Ama biz tansiyon aletini  ve vertigodan dolayı dönen başımın ilacını ve dönen başımı alıp bir bahar gezisi yaptık.
Gündüz ormanlarda, göl kıyılarında gece de otel koridorlarında gezdim.
Çoktandır yapmak istediğimiz bir geziydi. Taraklı- Göynük- Çubuk Gölü- Abant ve Yedi Göller'i kapsayan gezimizi Jolly Tur ile yaptık. Çok güzeldi, çok yeşildi çok bereketliydi. Gezi sonunda tur otobüsünü köy otobüsüne döndürdüm, Özellikle Taraklı yöresel yiyecekler fuarı gibiydi. Sapsarı, kıpkırmızı ve yemyeşil erişteler( renkleri pancar ve ıspanaktan) yufkalar, menemenlik kurutulmuş biberler, enginar ve brokolili tarhanalar ve de çeşit çeşit baharatlar, peynirler...hepsinden almadan duramadım tabi.

Göynük evleri ve Zafer Kulesi ile ve zengin mutfağı ile büyüledi bizi. Öğle yemeğimizi Göynük'te yedik. Özellikle kiremitte etli yaprak sarma ve filiz kebabı muhteşemdi.

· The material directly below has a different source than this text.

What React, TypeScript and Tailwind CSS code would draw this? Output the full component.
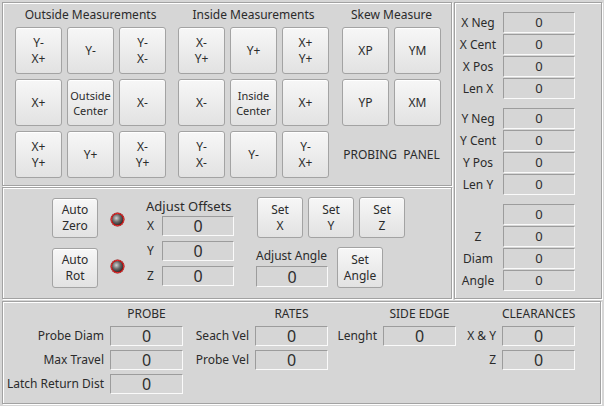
import React from "react";

const font = "font-['Noto_Sans',sans-serif]";

function Btn({ lines, size, small }: { lines: string[]; size: string; small?: boolean }) {
  return (
    <button
      className={`flex shrink-0 flex-col items-center justify-center rounded-[3px] border border-[#a3a3a3] bg-linear-to-b from-[#f7f7f7] to-[#e2e2e2] text-[#2b2b2b] shadow-[inset_0_1px_0_#ffffff] ${
        small ? "text-[11px] leading-[15px]" : "text-[12px] leading-[16px]"
      } ${size}`}
    >
      {lines.map((l, i) => (
        <span key={i}>{l}</span>
      ))}
    </button>
  );
}

function Box({ size, text }: { size: string; text: string }) {
  return (
    <div
      className={`flex shrink-0 items-center justify-center border border-t-[#9c9c9c] border-l-[#9c9c9c] border-b-[#fafafa] border-r-[#fafafa] bg-[#d6d6d6] text-[#2e2e2e] ${size} ${text}`}
    >
      0
    </div>
  );
}

function Led() {
  return (
    <div className="h-[13px] w-[13px] rounded-full border border-[#e00000] bg-[radial-gradient(circle_at_40%_38%,#d0d0d0_0%,#6a6a6a_40%,#1e1e1e_85%)] shadow-[0_0_0_0.5px_#900000]" />
  );
}

const frame =
  "border border-[#a2a2a2] shadow-[inset_1px_1px_0_#ffffff,1px_1px_0_#ffffff]";

const btn47 = "w-[47px] h-[47px]";

function Group({ title, rows }: { title: string; rows: React.ReactNode[][] }) {
  return (
    <div className="flex flex-col items-center">
      <div className="mb-[4px] h-[16px] text-[12px] leading-[16px]">{title}</div>
      <div className="flex flex-col gap-[5px]">
        {rows.map((r, i) => (
          <div key={i} className="flex gap-[5px]">
            {r}
          </div>
        ))}
      </div>
    </div>
  );
}

function TopPanel() {
  return (
    <div className={`${frame} h-[184px] pl-[12px] pt-[4px] flex gap-[12px]`}>
      <Group
        title="Outside Measurements"
        rows={[
          [<Btn key="a" lines={["Y-", "X+"]} size={btn47} />, <Btn key="b" lines={["Y-"]} size={btn47} />, <Btn key="c" lines={["Y-", "X-"]} size={btn47} />],
          [<Btn key="a" lines={["X+"]} size={btn47} />, <Btn key="b" lines={["Outside", "Center"]} size={btn47} small />, <Btn key="c" lines={["X-"]} size={btn47} />],
          [<Btn key="a" lines={["X+", "Y+"]} size={btn47} />, <Btn key="b" lines={["Y+"]} size={btn47} />, <Btn key="c" lines={["X-", "Y+"]} size={btn47} />],
        ]}
      />
      <Group
        title="Inside Measurements"
        rows={[
          [<Btn key="a" lines={["X-", "Y+"]} size={btn47} />, <Btn key="b" lines={["Y+"]} size={btn47} />, <Btn key="c" lines={["X+", "Y+"]} size={btn47} />],
          [<Btn key="a" lines={["X-"]} size={btn47} />, <Btn key="b" lines={["Inside", "Center"]} size={btn47} small />, <Btn key="c" lines={["X+"]} size={btn47} />],
          [<Btn key="a" lines={["Y-", "X-"]} size={btn47} />, <Btn key="b" lines={["Y-"]} size={btn47} />, <Btn key="c" lines={["Y-", "X+"]} size={btn47} />],
        ]}
      />
      <div className="ml-[1px]">
        <Group
          title="Skew Measure"
          rows={[
            [<Btn key="a" lines={["XP"]} size={btn47} />, <Btn key="b" lines={["YM"]} size={btn47} />],
            [<Btn key="a" lines={["YP"]} size={btn47} />, <Btn key="b" lines={["XM"]} size={btn47} />],
            [
              <div key="p" className="flex h-[47px] w-[99px] items-center justify-center whitespace-pre text-[12px]">
                {"PROBING  PANEL"}
              </div>,
            ],
          ]}
        />
      </div>
    </div>
  );
}

function MiddlePanel() {
  const btn46 = "w-[46px] h-[40px]";
  const setBtn = "w-[46px] h-[41px]";
  return (
    <div className={`${frame} h-[112px] pl-[49px] pt-[10px] flex items-start`}>
      <div className="flex flex-col gap-[10px]">
        <Btn lines={["Auto", "Zero"]} size={btn46} />
        <Btn lines={["Auto", "Rot"]} size={btn46} />
      </div>
      <div className="ml-[13px] mt-[15px] flex flex-col gap-[34px]">
        <Led />
        <Led />
      </div>
      <div className="ml-[22px] mt-[-1px] flex flex-col">
        <div className="h-[18px] text-[13px] leading-[18px]">Adjust Offsets</div>
        <div className="mt-[1px] flex flex-col gap-[5px]">
          {["X", "Y", "Z"].map((l) => (
            <div key={l} className="flex items-center">
              <div className="w-[16px] pl-[1px] text-[12px]">{l}</div>
              <Box size="w-[72px] h-[20px]" text="text-[16px]" />
            </div>
          ))}
        </div>
      </div>
      <div className="ml-[22px] mt-[-1px] flex flex-col">
        <div className="ml-[1px] flex gap-[5px]">
          <Btn lines={["Set", "X"]} size={setBtn} />
          <Btn lines={["Set", "Y"]} size={setBtn} />
          <Btn lines={["Set", "Z"]} size={setBtn} />
        </div>
        <div className="mt-[9px] flex items-start">
          <div className="mt-[1px] flex flex-col">
            <div className="h-[16px] text-[12px] leading-[16px]">Adjust Angle</div>
            <div className="mt-[2px]">
              <Box size="w-[72px] h-[21px]" text="text-[16px]" />
            </div>
          </div>
          <div className="ml-[9px]">
            <Btn lines={["Set", "Angle"]} size={setBtn} />
          </div>
        </div>
      </div>
    </div>
  );
}

function RightPanel() {
  const groups = [
    ["X Neg", "X Cent", "X Pos", "Len X"],
    ["Y Neg", "Y Cent", "Y Pos", "Len Y"],
    ["", "Z", "Diam", "Angle"],
  ];
  return (
    <div className={`${frame} h-[297px] w-[148px] pt-[9px] flex flex-col gap-[9px]`}>
      {groups.map((g, gi) => (
        <div key={gi} className="flex flex-col gap-[1px]">
          {g.map((l, i) => (
            <div key={i} className="flex items-center">
              <div className="w-[46px] text-center text-[12px]">{l}</div>
              <div className="ml-[2px]">
                <Box size="w-[72px] h-[21px]" text="text-[13px]" />
              </div>
            </div>
          ))}
        </div>
      ))}
    </div>
  );
}

function BottomGroup({ title, labelW, labels }: { title: string; labelW: string; labels: string[] }) {
  return (
    <div className="flex flex-col">
      <div className="mb-[4px] flex h-[16px]">
        <div className={labelW} />
        <div className="w-[73px] text-center text-[12px] leading-[16px]">{title}</div>
      </div>
      <div className="flex flex-col gap-[4px]">
        {labels.map((l) => (
          <div key={l} className="flex items-center">
            <div className={`${labelW} pr-[6px] text-right text-[12px] whitespace-nowrap`}>{l}</div>
            <Box size="w-[73px] h-[20px]" text="text-[16px]" />
          </div>
        ))}
      </div>
    </div>
  );
}

function BottomPanel() {
  return (
    <div className={`${frame} h-[105px] w-[599px] pt-[4px] flex`}>
      <BottomGroup title="PROBE" labelW="w-[107px]" labels={["Probe Diam", "Max Travel", "Latch Return Dist"]} />
      <BottomGroup title="RATES" labelW="w-[72px]" labels={["Seach Vel", "Probe Vel"]} />
      <BottomGroup title="SIDE EDGE" labelW="w-[55px]" labels={["Lenght"]} />
      <BottomGroup title="CLEARANCES" labelW="w-[46px]" labels={["X & Y", "Z"]} />
    </div>
  );
}

export default function App() {
  return (
    <div className={`${font} h-[406px] w-[604px] bg-[#d6d6d6] p-[2px] text-[#2b2b2b] flex flex-col gap-[2px]`}>
      <div className="flex gap-[2px]">
        <div className="flex w-[450px] flex-col gap-[1px]">
          <TopPanel />
          <MiddlePanel />
        </div>
        <RightPanel />
      </div>
      <BottomPanel />
    </div>
  );
}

Osmanlı saray mutfağının arka bahçesi denirmiş Göynük'e zaten.
Göynük sonrası durağımız Çubuklu Göl oldu. Etrafındaki yel değirmenleri ile görülmeye deger bir yer.

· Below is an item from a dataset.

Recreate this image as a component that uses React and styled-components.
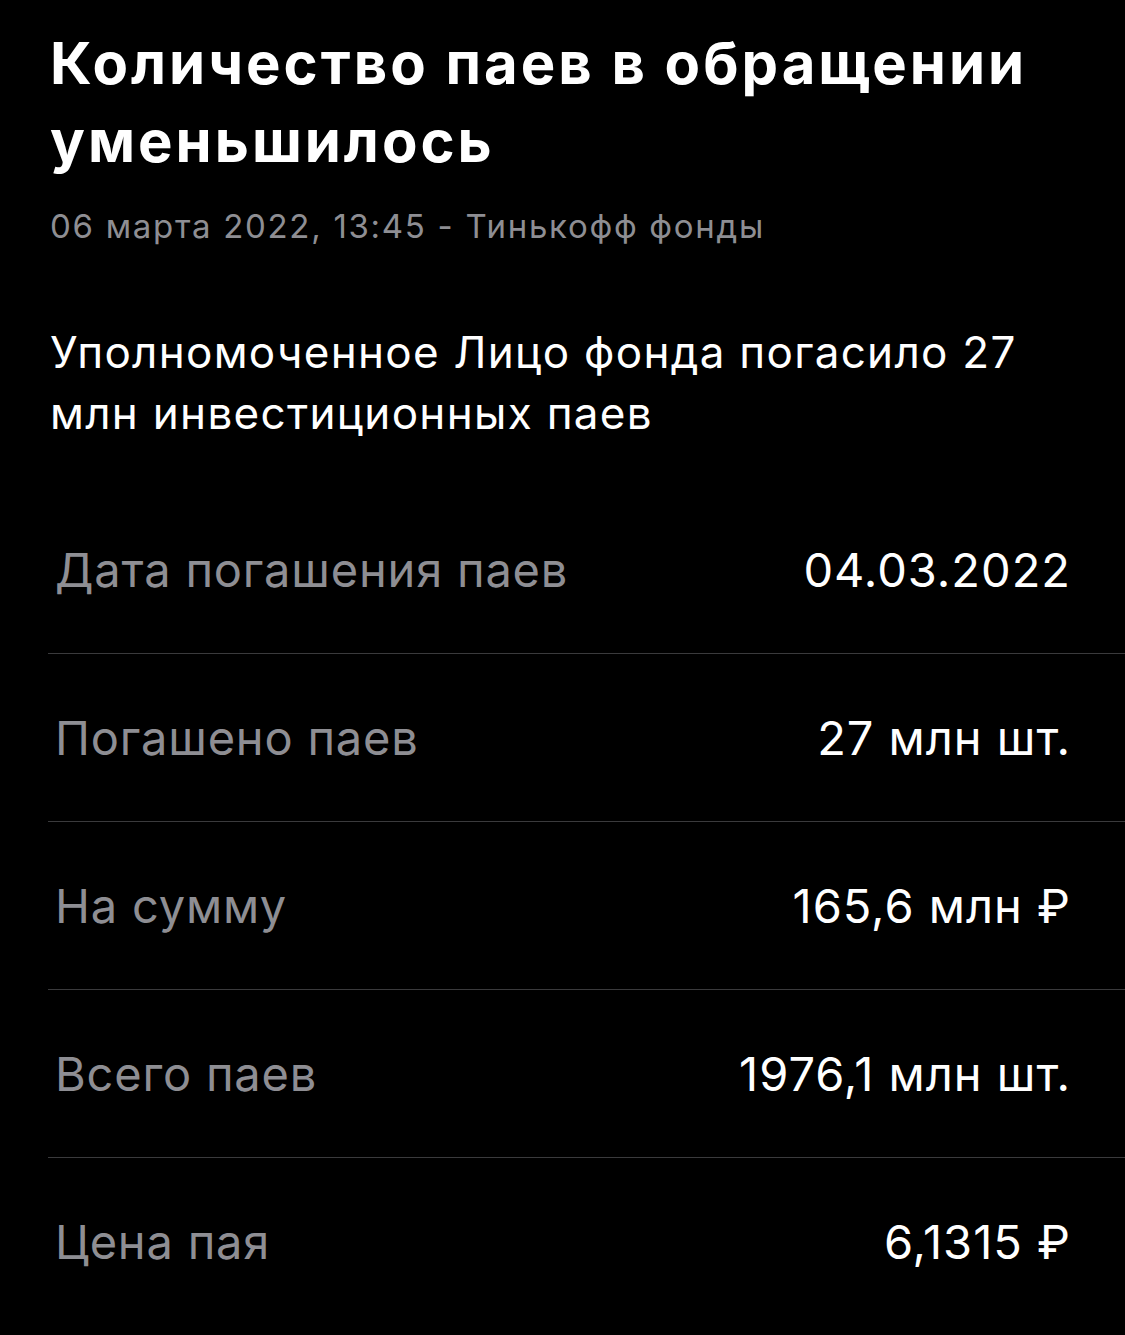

Çubuklu Göl sonrası uğrak yerimiz Abant'tı...Abant'a ilk gittiğimde küçücük bir çocuktum ve göl üzerine yayılan devasa nilüferlerden gözümü alamamıştım. O yüzden benim için çok özel yerlerden biridir.




Abant'a vardığımızda karı koca göl kenarında uzun yürüyüşler yaptık. Göl kenarındaki yöresel yiyecekler satan dükkanlardan yine peynir, boncuk kekik falan aldık. 
Akşam otele döndüğümüzde akşam yemeğimizi gayet güzel  yedik ,odamıza çıktık. Gece ben yine iyi bir efor sergiledim. Yok tansiyonum çıktı yok başım döndü diye panikleyip çıkmayan tansiyonumu çıkarttım. Maceralı bir geceden sonra sabah iyi kalktım:)
Yedi Göller'i anlatmaya kelimeler yetmez. Mutlaka sonbaharda da gidip  sonbahar halini görmek istiyorum. Önce dağlara çıktık ardından da göllerin olduğu bölgeye inmek için daracık patikalardan,şelalelerin kenarlarından yürüdük. Uzun ve zahmetli bir yürüyüştü ama muhteşemdi.
Göllere inerken çeşitli su kaynaklarına rastlanıyor. Yedi dilek çeşmesi vunlardan biri. Her çeşmeden bir yudum su içip her çeşmede vir dilek diledim.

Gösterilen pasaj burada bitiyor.